Todo aquello que a finales de los setenta y principios de los ochenta solo eran medidas precautorias, luego la realidad política lo alimentó, en un caso claro de autocumplimiento de profecía. La victoria del nacionalismo en Catalunya sirvió de pretexto para alimentar demagogias de confrontación de todo tipo, primero con los gobiernos de los socialistas valencianos, y luego con los del PP. Ciertamente, desde Catalunya se cometieron errores, más de omisión que de acción, pero aquí no cabe repartir las responsabilidades a partes iguales porque no sería justo. Y quien pagó el pato del enfrentamiento fue la lengua y la cultura comunes, las cuales, precisamente por ser compartidas, se manipularon hasta alzarlas como fronteras infranqueables. ¡Cuánta estupidez se ha gastado en intentar demostrar que lo mismo era distinto! ¡Cuánta irresponsabilidad sometiendo un patrimonio lingüístico común, que lo es de la humanidad, a una división en la que todos perdíamos! ¡Y cuánto despilfarro para alejar países culturalmente hermanos! Pocos casos habrá en el mundo en los que la cultura común no sirva para dialogar, sino para confrontar. Y de todos los conflictos, el más descarado, la pretensión reiterada de evitar que los canales de TVC lleguen a la Comunidad Valenciana, nombre que oculta el tan políticamente peligroso País Valencià. Pensar que en el siglo XXI aun se quieran poner puertas al campo de la televisión y por compartir una misma lengua y cultura, es verdaderamente demencial.

Desde el campo de la cultura y la reflexión intelectual, siempre se ha visto que en esa confrontación todos salíamos perdiendo. Y no solo en el campo de la cultura y la lengua, sino especialmente en el del progreso económico. La cantidad de libros e informes publicados lo avala sin discusión. En primer lugar, porque los datos del interés común han estado siempre sobre la mesa para quien los quisiera ver. ¿Habrá que recordar, por poner un ejemplo, desde cuándo y por parte de quiénes se ha reclamado la necesidad del tren de gran velocidad hasta Alicante y Murcia? Y en segundo lugar, porque las propias víctimas de esa falta de colaboración económica han sido el mundo de la cultura y sus industrias. Ha sido ridículo no aprovechar un mercado lingüístico y cultural de trece millones de habitantes. De manera que no se diga que la confrontación cultural ha frenado la colaboración económica, porque si la cultura ha servido de excusa, lo ha sido por manipulación política.

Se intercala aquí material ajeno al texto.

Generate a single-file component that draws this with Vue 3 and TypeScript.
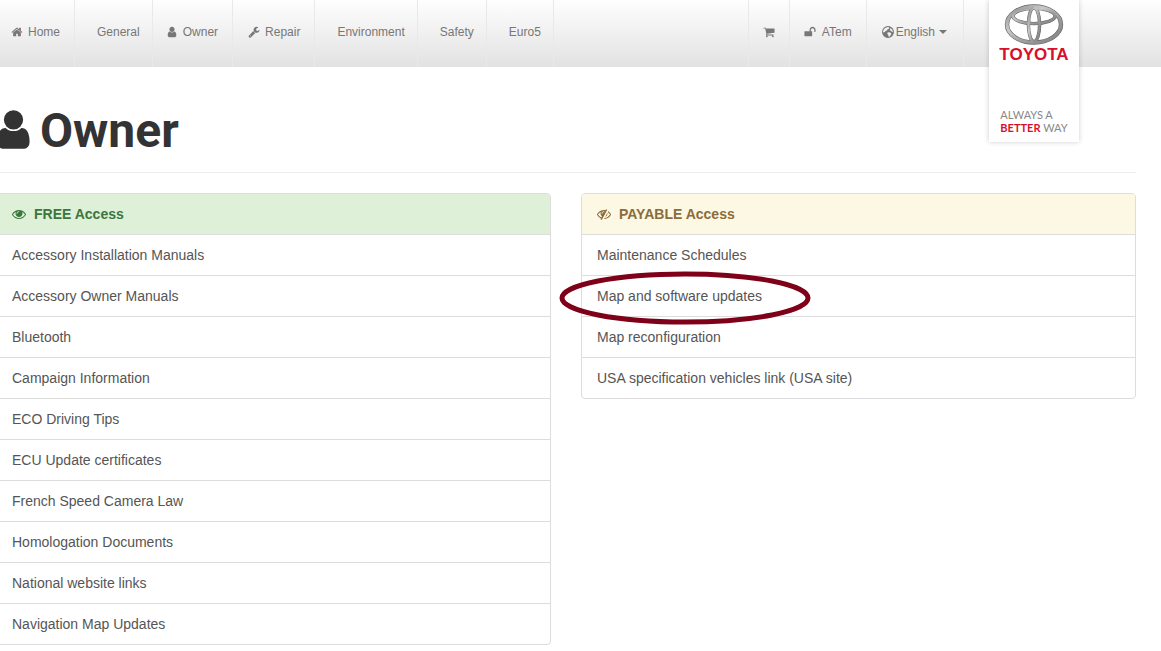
<script setup lang="ts">
interface NavItem {
  label: string
  icon?: string
  size: string
}

const icons: Record<string, string> = {
  home: 'M1472 992v480q0 26-19 45t-45 19h-384v-384h-256v384h-384q-26 0-45-19t-19-45v-480q0-1 .5-3t.5-3l575-474 575 474q1 2 1 6zm223-69l-62 74q-8 9-21 11h-3q-13 0-21-7l-692-577-692 577q-12 8-24 7-13-2-21-11l-62-74q-8-10-7-23.5t11-21.5l719-599q32-26 76-26t76 26l244 204v-195q0-14 9-23t23-9h192q14 0 23 9t9 23v408l219 182q10 8 11 21.5t-7 23.5z',
  user: 'M1536 1399q0 109-62.5 187t-150.5 78h-854q-88 0-150.5-78t-62.5-187q0-85 8.5-160.5t31.5-152 58.5-131 94-89 134.5-34.5q131 128 313 128t313-128q76 0 134.5 34.5t94 89 58.5 131 31.5 152 8.5 160.5zm-256-887q0 159-112.5 271.5t-271.5 112.5-271.5-112.5-112.5-271.5 112.5-271.5 271.5-112.5 271.5 112.5 112.5 271.5z',
  wrench: 'M448 1472q0-26-19-45t-45-19-45 19-19 45 19 45 45 19 45-19 19-45zm644-420l-682 682q-37 37-90 37-52 0-91-37l-106-108q-38-36-38-90 0-53 38-91l681-681q39 98 114.5 173.5t173.5 114.5zm634-435q0 39-23 106-47 134-164.5 217.5t-258.5 83.5q-185 0-316.5-131.5t-131.5-316.5 131.5-316.5 316.5-131.5q58 0 121.5 16.5t107.5 46.5q16 11 16 28t-16 28l-293 169v224l193 107q5-3 79-48.5t135.5-81 70.5-35.5q15 0 23.5 10t8.5 25z',
  cart: 'M704 1536q0 52-38 90t-90 38-90-38-38-90 38-90 90-38 90 38 38 90zm896 0q0 52-38 90t-90 38-90-38-38-90 38-90 90-38 90 38 38 90zm128-1088v512q0 24-16.5 42.5t-40.5 21.5l-1044 122q13 60 13 70 0 16-24 64h920q26 0 45 19t19 45-19 45-45 19h-1024q-26 0-45-19t-19-45q0-11 8-31.5t16-36 21.5-40 15.5-29.5l-177-823h-204q-26 0-45-19t-19-45 19-45 45-19h256q16 0 28.5 6.5t19.5 15.5 13 24.5 8 26 5.5 29.5 4.5 26h1201q26 0 45 19t19 45z',
  unlock: 'M1728 576v256q0 26-19 45t-45 19h-64q-26 0-45-19t-19-45v-256q0-106-75-181t-181-75-181 75-75 181v192h96q40 0 68 28t28 68v576q0 40-28 68t-68 28h-960q-40 0-68-28t-28-68v-576q0-40 28-68t68-28h672v-192q0-185 131.5-316.5t316.5-131.5 316.5 131.5 131.5 316.5z',
  eye: 'M1664 960q-152-236-381-353 61 104 61 225 0 185-131.5 316.5t-316.5 131.5-316.5-131.5-131.5-316.5q0-121 61-225-229 117-381 353 133 205 333.5 326.5t434.5 121.5 434.5-121.5 333.5-326.5zm-720-384q0-20-14-34t-34-14q-125 0-214.5 89.5t-89.5 214.5q0 20 14 34t34 14 34-14 14-34q0-86 61-147t147-61q20 0 34-14t14-34zm848 384q0 34-20 69-140 230-376.5 368.5t-499.5 138.5-499.5-139-376.5-368q-20-35-20-69t20-69q140-229 376.5-368t499.5-139 499.5 139 376.5 368q20 35 20 69z',
  eyeSlash: 'M555 1335l78-141q-87-63-136-159t-49-203q0-121 61-225-229 117-381 353 167 258 427 375zm389-759q0-20-14-34t-34-14q-125 0-214.5 89.5t-89.5 214.5q0 20 14 34t34 14 34-14 14-34q0-86 61-147t147-61q20 0 34-14t14-34zm363-191q0 7-1 9-106 189-316 567t-315 566l-49 89q-10 16-28 16-12 0-134-70-16-10-16-28 0-12 44-87-143-65-263.5-173t-208.5-245q-20-31-20-69t20-69q153-235 380-371t496-136q89 0 180 17l54-97q10-16 28-16 5 0 18 6t31 15.5 33 18.5 31.5 18.5 19.5 11.5q16 10 16 27zm37 447q0 139-79 253.5t-209 164.5l280-502q8 45 8 84zm448 128q0 35-20 69-39 64-109 145-150 172-347.5 267t-419.5 95l74-132q212-18 392.5-137t301.5-307q-115-179-282-294l63-112q95 64 182.5 153t144.5 184q20 34 20 69z',
}

const nav: NavItem[] = [
  { label: 'Home', icon: 'home', size: 'home' },
  { label: 'General', size: 'plain' },
  { label: 'Owner', icon: 'user', size: 'person' },
  { label: 'Repair', icon: 'wrench', size: 'repair' },
  { label: 'Environment', size: 'plain' },
  { label: 'Safety', size: 'plain' },
  { label: 'Euro5', size: 'plain' },
]

const panels = [
  {
    kind: 'free',
    icon: 'eye',
    title: 'FREE Access',
    links: [
      'Accessory Installation Manuals',
      'Accessory Owner Manuals',
      'Bluetooth',
      'Campaign Information',
      'ECO Driving Tips',
      'ECU Update certificates',
      'French Speed Camera Law',
      'Homologation Documents',
      'National website links',
      'Navigation Map Updates',
    ],
  },
  {
    kind: 'payable',
    icon: 'eyeSlash',
    title: 'PAYABLE Access',
    links: [
      'Maintenance Schedules',
      'Map and software updates',
      'Map reconfiguration',
      'USA specification vehicles link (USA site)',
    ],
  },
]
</script>

<template>
  <div class="page">
    <header class="bar">
      <nav class="menu" aria-label="Main">
        <a v-for="item in nav" :key="item.label" href="#" :class="['item', item.size]">
          <svg v-if="item.icon" class="icon" viewBox="0 0 1792 1792" aria-hidden="true">
            <path :d="icons[item.icon]" />
          </svg>
          <span>{{ item.label }}</span>
        </a>
      </nav>
      <nav class="menu tools" aria-label="Account">
        <a href="#" class="item cart" aria-label="Shopping cart">
          <svg class="icon" viewBox="0 0 1792 1792" aria-hidden="true"><path :d="icons.cart" /></svg>
        </a>
        <a href="#" class="item account">
          <svg class="icon" viewBox="0 0 1792 1792" aria-hidden="true"><path :d="icons.unlock" /></svg>
          <span>ATem</span>
        </a>
        <button type="button" class="item language">
          <svg class="globe" viewBox="0 0 12 12" aria-hidden="true">
            <circle cx="6" cy="6" r="5.4" fill="#777" stroke="#777" stroke-width="1.1" />
            <path d="M4.800 1.300L6.500 1.100 7.300 2 6.600 3 5.400 3.400 4.900 4.600 3.500 4.900 2.900 6.100 1.200 6.600 1 5.200 1.900 3.200 3.300 2zM8.500 2.100L10.300 3.700 10.900 5.800 10.100 6.200 9.300 4.900 8.200 4.500 7.900 3.300zM5.800 6.300L8.300 6.600 9.400 7.700 8.500 9.200 7.300 10.700 6.400 10.400 6.300 8.800 5.200 7.700z" fill="#f1f1f1" />
          </svg>
          <span>English</span>
          <span class="caret"></span>
        </button>
      </nav>
      <a href="#" class="brand" aria-label="Toyota home">
        <svg class="emblem" viewBox="0 0 60 42" aria-hidden="true">
          <defs>
            <linearGradient id="metal" x1="0" y1="0" x2="1" y2="1">
              <stop offset="0" stop-color="#8c8c8c" />
              <stop offset=".35" stop-color="#c9c9c9" />
              <stop offset=".6" stop-color="#a0a0a0" />
              <stop offset="1" stop-color="#808080" />
            </linearGradient>
          </defs>
          <g fill="none" stroke="#666">
            <ellipse cx="30" cy="20.500" rx="27" ry="18" stroke-width="4.400" />
            <ellipse cx="30" cy="12" rx="21" ry="7.600" stroke-width="3.400" />
            <ellipse cx="30" cy="20.500" rx="5.600" ry="17" stroke-width="3.400" />
          </g>
          <g fill="none" stroke="url(#metal)">
            <ellipse cx="30" cy="20.500" rx="27" ry="18" stroke-width="3.200" />
            <ellipse cx="30" cy="12" rx="21" ry="7.600" stroke-width="2.400" />
            <ellipse cx="30" cy="20.500" rx="5.600" ry="17" stroke-width="2.400" />
          </g>
        </svg>
        <strong class="wordmark">TOYOTA</strong>
        <span class="slogan">ALWAYS A<br /><b>BETTER</b> WAY</span>
      </a>
    </header>

    <main class="content">
      <h1 class="title">
        <svg class="icon" viewBox="0 0 1792 1792" aria-hidden="true"><path :d="icons.user" /></svg>
        <span>Owner</span>
      </h1>
      <div class="columns">
        <section v-for="panel in panels" :key="panel.kind" :class="['panel', panel.kind]">
          <h2 class="heading">
            <svg class="icon" viewBox="0 0 1792 1792" aria-hidden="true"><path :d="icons[panel.icon]" /></svg>
            <span>{{ panel.title }}</span>
          </h2>
          <a v-for="link in panel.links" :key="link" href="#" class="row">{{ link }}</a>
          <svg v-if="panel.kind === 'payable'" class="marker" viewBox="0 0 254 56" aria-hidden="true">
            <ellipse cx="127" cy="28" rx="123" ry="24" />
          </svg>
        </section>
      </div>
    </main>
  </div>
</template>

<style>
body {
  margin: 0;
  background: #fff;
  overflow-x: hidden;
}
</style>

<style scoped>
.page {
  font-family: "Liberation Sans", Arial, sans-serif;
  font-size: 14px;
  line-height: 20px;
  color: #333;
}

.page * {
  box-sizing: border-box;
}

.page a {
  color: #555;
  text-decoration: none;
}

.icon {
  display: block;
  flex: none;
  width: 12px;
  height: 12px;
  fill: currentColor;
}

.bar {
  position: relative;
  display: flex;
  justify-content: space-between;
  height: 67px;
  padding-right: 197px;
  background: linear-gradient(#fefefe, #e2e2e2);
}

.menu {
  display: flex;
}

.page .menu .item {
  display: flex;
  align-items: center;
  gap: 5px;
  padding: 0 14px 4px;
  border: 0;
  border-right: 1px solid #e9e9e9;
  background: none;
  font: 12px/20px "Liberation Sans", Arial, sans-serif;
  color: #777;
}

.page .menu .home {
  padding-left: 11px;
}

.page .menu .plain {
  padding-left: 22px;
  padding-right: 12px;
}

.page .menu .person {
  padding-left: 13px;
}

.page .menu .repair {
  padding-left: 15px;
}

.tools {
  border-left: 1px solid #e9e9e9;
}

.page .menu .account {
  gap: 6px;
}

.page .menu .language {
  gap: 2px;
  padding-left: 15px;
  padding-right: 16px;
}

.globe {
  width: 12px;
  height: 12px;
}

.caret {
  margin-left: 2px;
  border: 4px solid transparent;
  border-top-color: currentColor;
  border-bottom: 0;
}

.brand {
  position: absolute;
  top: 0;
  right: 82px;
  display: flex;
  flex-direction: column;
  align-items: center;
  width: 90px;
  height: 142px;
  padding-top: 4px;
  background: #fff;
  box-shadow: 0 0 5px rgba(0, 0, 0, 0.2);
}

.emblem {
  width: 60px;
  height: 42px;
}

.wordmark {
  font: 700 17px/18px "Liberation Sans", Arial, sans-serif;
  color: #d8102b;
}

.slogan {
  margin-top: 44px;
  font: 12px/13px Lato, sans-serif;
  font-size: 11px;
  white-space: nowrap;
  color: #888;
}

.slogan b {
  color: #d8102b;
}

.content {
  margin: 0 25px 0 -4px;
}

.title {
  display: flex;
  align-items: center;
  gap: 4px;
  margin: 0 0 20px;
  padding: 39px 0 16px;
  border-bottom: 1px solid #eee;
  font: 700 48px/50px Roboto, sans-serif;
  color: #333;
}

.title .icon {
  width: 45px;
  height: 45px;
  margin: 0 0 3px -5px;
}

.columns {
  display: grid;
  grid-template-columns: 1fr 1fr;
  align-items: start;
  gap: 30px;
}

.panel {
  position: relative;
  border: 1px solid #ddd;
  border-radius: 4px;
}

.heading {
  display: flex;
  align-items: center;
  gap: 8px;
  margin: 0;
  padding: 10px 15px;
  border-radius: 3px 3px 0 0;
  font-size: 14px;
  line-height: 20px;
}

.heading .icon {
  width: 14px;
  height: 14px;
}

.free .heading {
  background: #dff0d8;
  color: #3c763d;
}

.payable .heading {
  background: #fcf8e3;
  color: #8a6d3b;
}

.row {
  display: block;
  padding: 10px 15px;
  border-top: 1px solid #ddd;
}

.marker {
  position: absolute;
  top: 76px;
  left: -24px;
  width: 254px;
  height: 56px;
  fill: none;
  stroke: #7f0019;
  stroke-width: 5;
  pointer-events: none;
}
</style>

Ahora parece que se están descongelando las relaciones en el campo económico. El lunes pasado, en este mismo periódico, Josep Vicent Boira escribía un magnífico artículo sobre el coste del anticatalanismo – el autor también citaba a la “soberbia catalana”- y el “lucro cesante” que ha comportado, de carácter económico, sí, pero añado yo, también social, cultural y, por supuesto, político y democrático. Habrá que esperar a ver cómo avanza el deshielo, porque el Gobierno español, y particularmente el PSOE, ya ha empezado a mostrar su nerviosismo. Pero es cierto que, al menos desde el punto de vista cultural y lingüístico, es posible que los movimientos del PSC levanten menos ampollas de los que pudiese haber levantado CiU. Y, en cualquier caso, qué duda cabe que la crisis económica, con una Catalunya que ha perdido el liderazgo económico en los últimos años y con una Valencia económicamente envalentonada, supone un mayor equilibrio en la relación y una más clara y urgente necesidad de colaboración.

Ahora ya es posible imaginar que algún día, lo que históricamente ha unido más a catalanes y valencianos, dejará de ser su gran frontera actual. Pero no sólo eso, sino que pronto se verá que compartir un espacio cultural y comunicativo es una ventaja estratégica de la que hay que lamentar no haberla aprovechado antes.